Tragedia nad jeziorem na Suwalszczyźnie. Wywróciła się łódka, którą pływał 34-latek z córką

redakcja naTemat
To już kolejna rodzinna tragedia związana z utonięciem. We wtorek wieczorem w jeziorze Staw w województwie podlaskim utopił się 34-letni mężczyzna. Pływał łódką razem z córką. Siedmioletnia dziewczynka, którą udało się uratować, trafiła do szpitala.
Do tragedii doszło w miejscowości Płociczno-Tartak w województwie podlaskim. 34-letni mężczyzna utopił się w jeziorze Staw. Fot. Daniel Adamski / Agencja Gazeta
We wtorek po godzinie 20:00 na jeziorze Staw we wsi Płociczno-Tartak wywróciła się łódź, w której znajdował się ojciec z córką. Niedaleko brzegu dziecko zauważył mężczyzna, który dostrzegł także wywróconą łódkę.

Rozpoczęto poszukiwania 34-letniego ojca dziecka. Niestety, mężczyzna utonął, a jego córka trafiła do szpitala. Jak nieoficjalnie dowiedziało się Rmf24.pl, ojciec wypłynął z córką na ryby.

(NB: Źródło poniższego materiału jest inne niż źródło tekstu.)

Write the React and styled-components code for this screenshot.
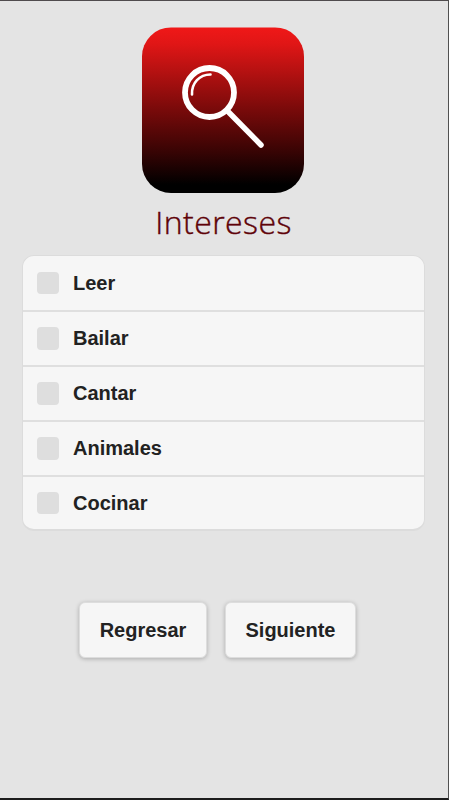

Policja wyjaśnia okoliczności zdarzenia.

Przed tygodniem do tragicznego w skutkach wypadku doszło na Podlasiu. W jeziorze Rajgrodzkim utopił się 63-latek, który ratował żonę, gdy ta wypadła z łódki. Mężczyzna zdołał odholować kobietę do brzegu.


Gdy poczuła ona grunt pod nogami, zorientowała się, że nie ma przy niej męża. Mężczyznę odnaleziono po kilku minutach. Mimo pomocy ludzi, którzy stali na brzegu i reanimacji, nie udało się go uratować.

Według statystyk policji z końca lipca, od kwietnia utonęły już 233 osoby. Niestety, dodatkowo tragicznym zdarzeniom sprzyja okres wakacji i ciepłych temperatur. 170 utonięć zdarzyło się bowiem tylko od 1 czerwca.